A workout schedule has one job: make working out the default.
Not the aspiration. Not the goal. The thing that happens automatically, without requiring a fresh decision every morning. The thing that keeps going even when your week goes sideways.
Most schedules are built around maximum capacity. Five days a week, full sessions, every workout mapped out for the month. Which sounds great until week three, when something goes wrong and the whole thing collapses because there’s no tolerance built in for real life.
What works is building a schedule around minimum viable consistency and designing it to survive disruption from the start.
Before you put a single workout on the calendar, sit with your actual week.
Which days reliably go sideways? When do you have real energy across morning, midday, or evening? When are you depleted? What are the recurring obligations that will reliably eat into your time if you don’t account for them?
Write this out honestly. Not the week you want. The week you have.
Then find two or three windows per week that you can almost always protect. These are your anchor workouts. The non-negotiables. Everything else in your schedule is built around them.
One of the most effective findings in habit research is “habit stacking”: the practice of linking a new behavior to an existing routine.

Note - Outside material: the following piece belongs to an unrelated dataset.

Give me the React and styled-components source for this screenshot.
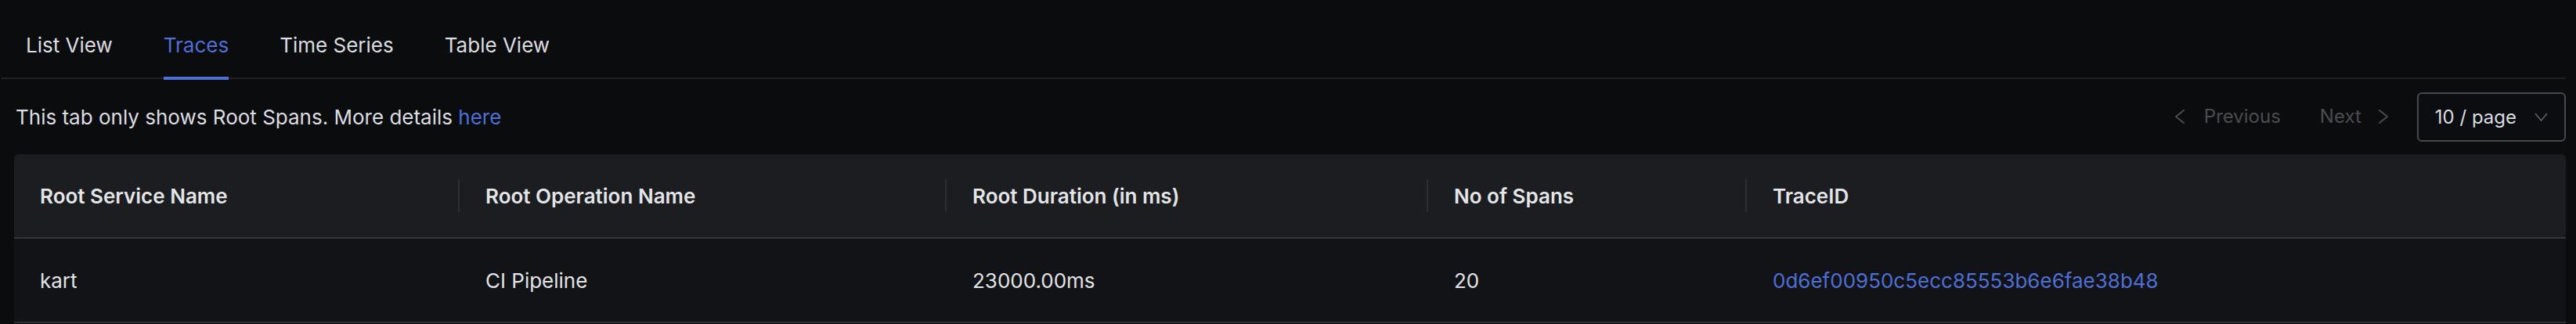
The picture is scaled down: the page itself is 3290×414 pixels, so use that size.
import React from "react";
import styled, { createGlobalStyle } from "styled-components";

const Global = createGlobalStyle`
  html, body { margin: 0; padding: 0; background: #0b0c0e; }
  body { font-family: Inter, "Noto Sans", sans-serif; color: #e2e3e5; -webkit-font-smoothing: antialiased; }
  * { box-sizing: border-box; }
`;

const Page = styled.div`
  width: 3290px;
  height: 414px;
  overflow: hidden;
  padding: 0 13px 0 2px;
  display: flex;
  flex-direction: column;
`;

const TabNav = styled.div`
  display: flex;
  gap: 65px;
  height: 101px;
  padding-left: 31px;
  border-bottom: 2px solid #202127;
`;

const Tab = styled.div`
  position: relative;
  padding-top: 37px;
  font-size: 26px;
  line-height: 41px;
  color: ${(p) => (p.$active ? "#4e6fd6" : "#dcdde0")};
  &::after {
    content: "";
    display: ${(p) => (p.$active ? "block" : "none")};
    position: absolute;
    left: 0;
    right: 0;
    bottom: -3px;
    height: 4px;
    background: #4e6fd6;
  }
`;

const Content = styled.div`
  padding-left: 16px;
  display: flex;
  flex-direction: column;
`;

const InfoRow = styled.div`
  height: 96px;
  display: flex;
  align-items: center;
  justify-content: space-between;
  padding-left: 2px;
`;

const Note = styled.div`
  font-size: 26px;
  line-height: 41px;
  color: #dcdde0;
`;

const Link = styled.a`
  color: #4e6fd6;
  text-decoration: none;
`;

const Pager = styled.div`
  display: flex;
  align-items: center;
`;

const PagerButton = styled.div`
  display: flex;
  align-items: center;
  gap: ${(p) => p.$inner}px;
  font-size: 24px;
  line-height: 40px;
  color: #4a4c51;
  margin-right: ${(p) => p.$gap || 0}px;
`;

const Select = styled.div`
  height: 63px;
  display: flex;
  align-items: center;
  gap: 23px;
  padding: 0 21px;
  border: 2px solid #46484d;
  border-radius: 6px;
  font-size: 24px;
  color: #dcdde0;
  background: #0c0d10;
`;

const Table = styled.div`
  display: grid;
  grid-template-columns: 569px 622px 615px 407px 1fr;
  border-radius: 6px 6px 0 0;
  overflow: hidden;
`;

const HeadCell = styled.div`
  position: relative;
  height: 108px;
  display: flex;
  align-items: center;
  padding: 0 32px 0 33px;
  background: #1c1d21;
  border-bottom: 2px solid #33353a;
  font-size: 26px;
  font-weight: 600;
  color: #e4e5e7;
  &::before {
    content: "";
    display: ${(p) => (p.$last ? "none" : "block")};
    position: absolute;
    right: 0;
    top: 50%;
    width: 2px;
    height: 42px;
    transform: translateY(-50%);
    background: #2c2e33;
  }
`;

const Cell = styled.div`
  height: 108px;
  display: flex;
  align-items: center;
  padding: 0 32px 0 33px;
  background: #121317;
  border-bottom: 2px solid #2a2c31;
  font-size: 26px;
  color: ${(p) => (p.$link ? "#4e6fd6" : "#e2e3e5")};
`;

const Chevron = ({ dir }) => (
  <svg width="14" height="18" viewBox="0 0 14 18" fill="none">
    <polyline
      points={dir === "left" ? "12,1 2,9 12,17" : "2,1 12,9 2,17"}
      stroke="#4a4c51"
      strokeWidth="2"
      strokeLinecap="round"
      strokeLinejoin="round"
    />
  </svg>
);

const Down = () => (
  <svg width="17" height="11" viewBox="0 0 17 11" fill="none">
    <polyline points="1,1 8.5,10 16,1" stroke="#5b5d62" strokeWidth="1.8" strokeLinejoin="round" />
  </svg>
);

const columns = ["Root Service Name", "Root Operation Name", "Root Duration (in ms)", "No of Spans", "TraceID"];
const row = ["kart", "CI Pipeline", "23000.00ms", "20", "0d6ef00950c5ecc85553b6e6fae38b48"];

export default function App() {
  return (
    <>
      <Global />
      <Page>
        <TabNav>
          <Tab>List View</Tab>
          <Tab $active>Traces</Tab>
          <Tab>Time Series</Tab>
          <Tab>Table View</Tab>
        </TabNav>
        <Content>
          <InfoRow>
            <Note>
              This tab only shows Root Spans. More details <Link href="#">here</Link>
            </Note>
            <Pager>
              <PagerButton $gap={50} $inner={24}>
                <Chevron dir="left" />
                Previous
              </PagerButton>
              <PagerButton $gap={36} $inner={21}>
                Next
                <Chevron dir="right" />
              </PagerButton>
              <Select>
                10 / page
                <Down />
              </Select>
            </Pager>
          </InfoRow>
          <Table>
            {columns.map((c, i) => (
              <HeadCell key={c} $last={i === columns.length - 1}>
                {c}
              </HeadCell>
            ))}
            {row.map((v, i) => (
              <Cell key={i} $link={i === row.length - 1}>
                {v}
              </Cell>
            ))}
          </Table>
        </Content>
      </Page>
    </>
  );
}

Your brain has already automated dozens of sequences in your day. The morning routine. The commute. The after-school pickup. The end-of-work shutdown. When you attach a new behavior to an existing anchor, you’re piggybacking on neural pathways that are already running rather than building entirely new ones.
“After I drop the kids at school, I go to the gym*” is more reliable than “I’ll try to work out in the morning.” “When I get home from work, I change into workout clothes immediately” is more reliable than “I’ll work out after dinner.”

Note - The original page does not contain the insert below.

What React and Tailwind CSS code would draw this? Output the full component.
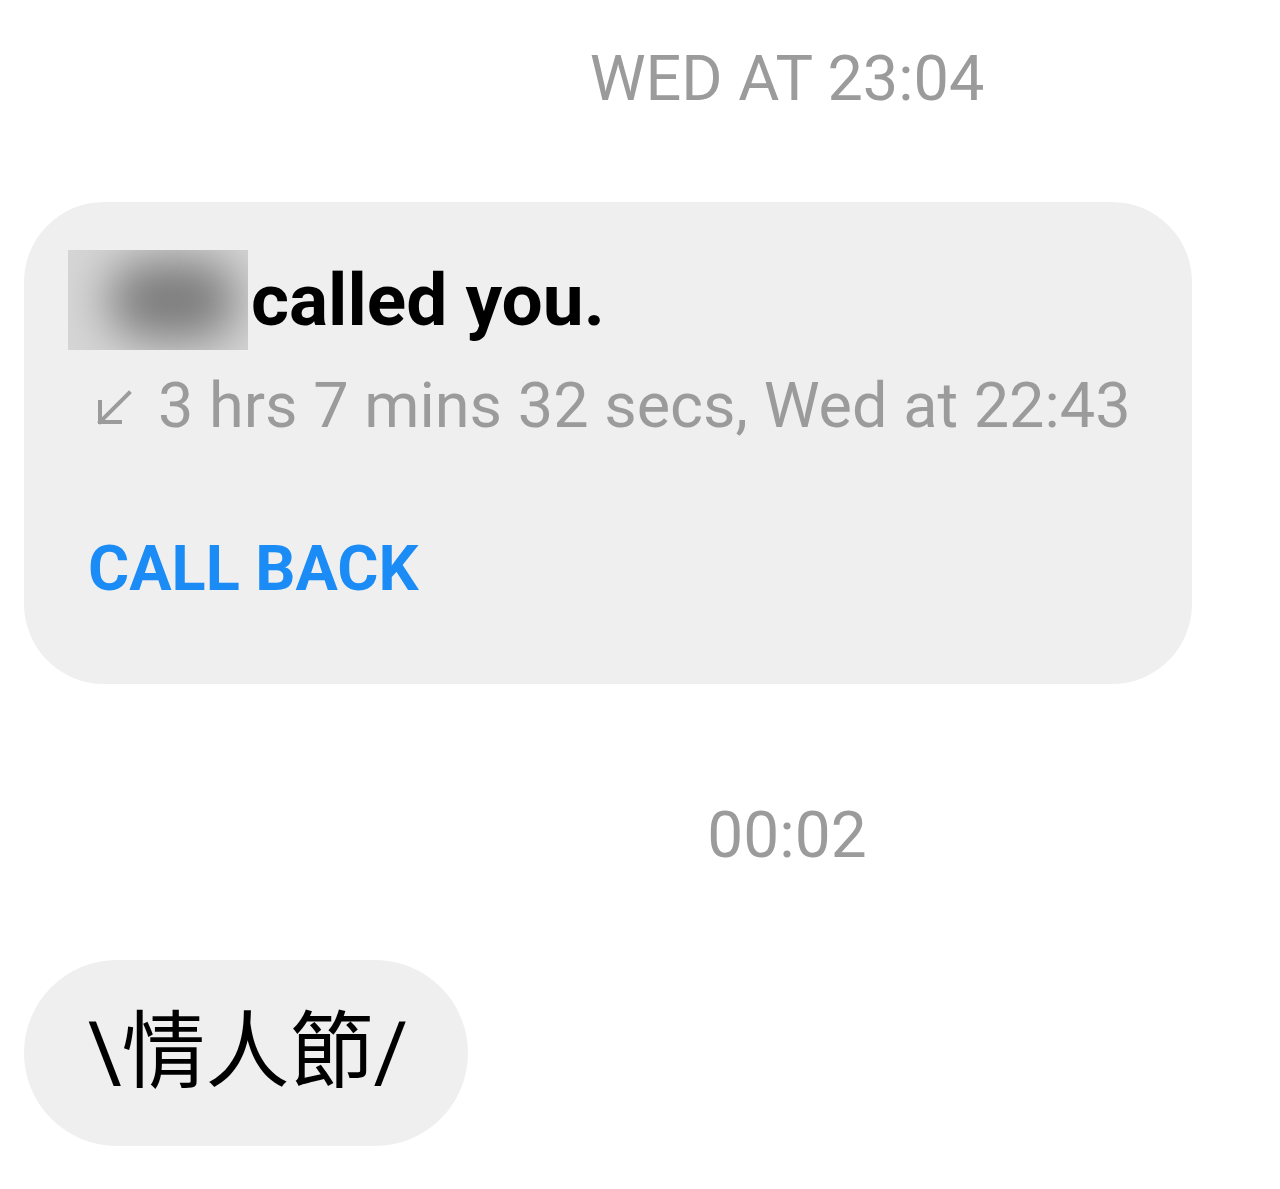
export default function App() {
  return (
    <div className="w-[1280px] h-[1189px] bg-white overflow-hidden" style={{ fontFamily: 'Roboto, "Noto Sans CJK TC", sans-serif' }}>
      <div className="pt-[42px] pl-[294px] text-center text-[63px] leading-[74px] text-[#9b9b9b]">WED AT 23:04</div>
      <div className="mt-[86px] ml-[24px] w-[1168px] h-[482px] rounded-[80px] bg-[#efefef] pt-[48px] pl-[44px]">
        <div className="flex items-center">
          <div className="relative w-[180px] h-[100px] overflow-hidden bg-[#d6d6d6]">
            <div className="absolute left-[40px] top-[10px] w-[130px] h-[80px] rounded-full bg-[#7a7a7a] blur-[24px]" />
          </div>
          <div className="ml-[3px] text-[73px] leading-[100px] font-bold text-black">called you.</div>
        </div>
        <div className="mt-[19px] flex items-center pl-[26px] text-[63px] leading-[73px] text-[#9b9b9b]">
          <svg width="40" height="40" viewBox="0 0 40 40" className="mr-[24px] mt-[6px]" fill="none" stroke="#9b9b9b" strokeWidth="4" strokeLinecap="square">
            <path d="M35 4 L6 33" />
            <path d="M6 13 L6 33 L26 33" />
          </svg>
          <span>3 hrs 7 mins 32 secs, Wed at 22:43</span>
        </div>
        <div className="mt-[90px] pl-[20px] text-[63px] leading-[74px] font-bold text-[#1b8cf6]">CALL BACK</div>
      </div>
      <div className="mt-[114px] pl-[294px] text-center text-[64px] leading-[75px] text-[#9b9b9b]">00:02</div>
      <div className="mt-[87px] ml-[24px] inline-flex h-[186px] items-center rounded-full bg-[#efefef] pl-[63px] pr-[60px] text-[84px] leading-none text-black">\情人節/</div>
    </div>
  );
}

Find the existing sequences in your day and attach your workouts to them. Reduce the distance between the trigger and the behavior as much as possible.

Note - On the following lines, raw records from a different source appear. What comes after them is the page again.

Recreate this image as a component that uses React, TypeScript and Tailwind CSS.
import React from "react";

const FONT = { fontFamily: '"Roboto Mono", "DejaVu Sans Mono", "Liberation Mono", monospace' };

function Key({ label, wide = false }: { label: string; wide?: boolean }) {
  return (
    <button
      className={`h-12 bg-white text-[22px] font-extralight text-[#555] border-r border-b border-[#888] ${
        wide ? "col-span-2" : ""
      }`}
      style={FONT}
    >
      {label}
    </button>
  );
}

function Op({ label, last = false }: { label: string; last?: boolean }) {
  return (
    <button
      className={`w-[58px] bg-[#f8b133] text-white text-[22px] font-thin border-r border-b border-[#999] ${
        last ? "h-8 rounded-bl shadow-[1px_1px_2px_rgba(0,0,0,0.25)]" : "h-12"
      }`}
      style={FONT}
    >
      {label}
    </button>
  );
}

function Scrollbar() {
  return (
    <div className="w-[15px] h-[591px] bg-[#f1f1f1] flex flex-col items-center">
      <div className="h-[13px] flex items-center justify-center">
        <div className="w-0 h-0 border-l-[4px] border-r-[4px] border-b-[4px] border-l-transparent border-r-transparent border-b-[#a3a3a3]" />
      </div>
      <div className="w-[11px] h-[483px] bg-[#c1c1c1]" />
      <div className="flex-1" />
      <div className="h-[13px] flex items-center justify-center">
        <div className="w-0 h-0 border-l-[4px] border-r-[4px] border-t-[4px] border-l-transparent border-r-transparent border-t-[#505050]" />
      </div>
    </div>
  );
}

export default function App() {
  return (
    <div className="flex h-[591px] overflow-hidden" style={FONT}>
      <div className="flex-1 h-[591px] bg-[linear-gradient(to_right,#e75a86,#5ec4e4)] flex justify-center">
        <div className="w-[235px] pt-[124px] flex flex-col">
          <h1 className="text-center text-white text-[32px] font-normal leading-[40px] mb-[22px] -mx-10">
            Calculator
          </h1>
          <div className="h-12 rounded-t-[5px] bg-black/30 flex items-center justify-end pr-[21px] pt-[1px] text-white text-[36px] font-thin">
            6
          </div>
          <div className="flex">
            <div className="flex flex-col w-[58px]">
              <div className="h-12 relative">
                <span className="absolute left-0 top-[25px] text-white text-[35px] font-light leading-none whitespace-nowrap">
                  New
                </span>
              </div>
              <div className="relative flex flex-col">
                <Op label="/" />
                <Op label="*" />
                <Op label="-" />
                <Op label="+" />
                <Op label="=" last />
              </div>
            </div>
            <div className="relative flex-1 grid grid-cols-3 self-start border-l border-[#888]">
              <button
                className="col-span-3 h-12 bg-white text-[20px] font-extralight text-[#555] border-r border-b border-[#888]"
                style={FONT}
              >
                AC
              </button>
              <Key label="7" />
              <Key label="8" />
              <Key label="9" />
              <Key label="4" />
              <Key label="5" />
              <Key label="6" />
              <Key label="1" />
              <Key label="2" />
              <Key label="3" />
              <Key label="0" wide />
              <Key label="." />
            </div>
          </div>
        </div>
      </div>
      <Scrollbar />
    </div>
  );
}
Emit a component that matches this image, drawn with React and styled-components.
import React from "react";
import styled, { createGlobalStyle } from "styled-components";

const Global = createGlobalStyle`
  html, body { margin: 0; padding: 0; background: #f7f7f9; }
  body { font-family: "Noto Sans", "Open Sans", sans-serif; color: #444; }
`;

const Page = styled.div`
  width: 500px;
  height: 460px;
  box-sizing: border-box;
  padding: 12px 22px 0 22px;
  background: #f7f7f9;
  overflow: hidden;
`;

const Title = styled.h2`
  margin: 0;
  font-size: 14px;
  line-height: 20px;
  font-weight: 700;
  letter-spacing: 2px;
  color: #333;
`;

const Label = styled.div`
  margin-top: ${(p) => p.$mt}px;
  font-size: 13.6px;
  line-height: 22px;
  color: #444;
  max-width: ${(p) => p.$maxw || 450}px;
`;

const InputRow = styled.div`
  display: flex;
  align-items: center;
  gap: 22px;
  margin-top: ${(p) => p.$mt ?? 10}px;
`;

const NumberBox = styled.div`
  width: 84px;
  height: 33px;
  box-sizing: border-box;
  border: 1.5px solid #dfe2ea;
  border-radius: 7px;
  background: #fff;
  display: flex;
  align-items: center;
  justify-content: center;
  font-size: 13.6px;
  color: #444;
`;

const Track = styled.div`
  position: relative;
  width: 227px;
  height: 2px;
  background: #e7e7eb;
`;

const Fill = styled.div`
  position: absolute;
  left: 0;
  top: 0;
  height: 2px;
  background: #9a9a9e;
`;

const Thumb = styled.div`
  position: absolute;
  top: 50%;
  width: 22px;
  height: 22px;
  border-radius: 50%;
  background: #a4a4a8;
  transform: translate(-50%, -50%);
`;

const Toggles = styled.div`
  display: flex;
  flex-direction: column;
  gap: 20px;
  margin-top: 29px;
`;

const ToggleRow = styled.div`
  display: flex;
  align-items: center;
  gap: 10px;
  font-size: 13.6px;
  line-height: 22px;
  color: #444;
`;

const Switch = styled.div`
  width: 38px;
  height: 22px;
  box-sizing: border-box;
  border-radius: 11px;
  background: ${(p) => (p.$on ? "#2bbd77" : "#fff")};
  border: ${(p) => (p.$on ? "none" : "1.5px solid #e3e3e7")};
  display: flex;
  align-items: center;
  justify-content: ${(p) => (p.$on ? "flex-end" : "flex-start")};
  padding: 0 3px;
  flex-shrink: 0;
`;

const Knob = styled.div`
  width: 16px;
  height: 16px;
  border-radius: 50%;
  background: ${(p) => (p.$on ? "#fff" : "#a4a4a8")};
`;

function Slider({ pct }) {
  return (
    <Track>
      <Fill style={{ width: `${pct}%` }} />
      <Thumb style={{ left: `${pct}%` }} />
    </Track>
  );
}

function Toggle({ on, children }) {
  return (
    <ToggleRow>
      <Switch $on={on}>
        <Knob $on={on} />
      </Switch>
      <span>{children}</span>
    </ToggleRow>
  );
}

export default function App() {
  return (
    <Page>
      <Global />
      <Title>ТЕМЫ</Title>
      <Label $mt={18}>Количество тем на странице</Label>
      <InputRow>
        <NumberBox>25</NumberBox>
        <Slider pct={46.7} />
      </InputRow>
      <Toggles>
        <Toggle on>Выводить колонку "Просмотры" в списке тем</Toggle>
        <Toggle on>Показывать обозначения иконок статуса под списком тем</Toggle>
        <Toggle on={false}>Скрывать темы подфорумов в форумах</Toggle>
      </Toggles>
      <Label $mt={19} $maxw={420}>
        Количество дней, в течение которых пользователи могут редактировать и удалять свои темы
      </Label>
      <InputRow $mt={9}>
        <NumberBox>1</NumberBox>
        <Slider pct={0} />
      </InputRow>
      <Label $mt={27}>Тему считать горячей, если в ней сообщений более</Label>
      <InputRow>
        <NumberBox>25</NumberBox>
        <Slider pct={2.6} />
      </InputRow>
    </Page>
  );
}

*That’s my actual stack, except I also bribe myself with a coffee!!
This is the piece most people skip, and it’s one of the most important.
Before the hard day comes (because it will) decide in advance what counts as a legitimate workout when you’re short on time, low on energy, or operating under stress. For some people, it’s 20 minutes. For others, it’s the first two-thirds of the session. For others, it’s main lifts only and skipping the accessory drills or finishers. Whatever your minimum is, name it. And commit to treating it as a full workout, not a consolation prize.
Here’s why this matters: the research on habit maintenance shows that the biggest predictor of long-term consistency isn’t the quality of any individual workout. It’s whether the habit stays active during disruption. Keeping the loop running on a hard day (even at a reduced level) preserves the habit structure. Skipping entirely doesn’t just cost you the workout; it costs you continuity.
A 20-minute workout that happens is worth more than a perfect 60-minute workout that doesn’t. Period.
Things will go wrong. You will miss workouts. The question isn’t whether this happens, it’s what you do when it does. Decide this now, not in the moment when you’re already stressed and behind. Your re-entry rule should be simple:
No restarting from zero. No punishment workout. No dramatic recommitment speech. Just the next workout, from wherever you left off. In fact, I tell you EXACTLY how to manage your re-entry in The Four Percent Membership. It’s called The Missed Workout Protocol and it makes getting back on track FEEL EFFORTLESS.
Here is the part nobody wants to tell you, because it’s not inspiring and it doesn’t sell anything: You will not always feel like working out. Some days you won’t feel like it at all. Some weeks, everything will compete for the time and energy the workout needs. And motivation, nthat flashy, unreliable emotion you’ve been trying to manufacture, will not show up on most of those days.
The people who stay consistent over years aren’t more motivated. They’ve just made consistency the path of least resistance. They’ve designed their environment, built their defaults, and created systems that run even when motivation is absent. A good system works regardless of how you feel. It doesn’t require you to be ready or inspired or at your best. It just requires you to follow what you already set up.
Build the schedule for your real life. Anchor it to what already exists. Define your minimum. Build in your re-entry plan. Then let the system carry you.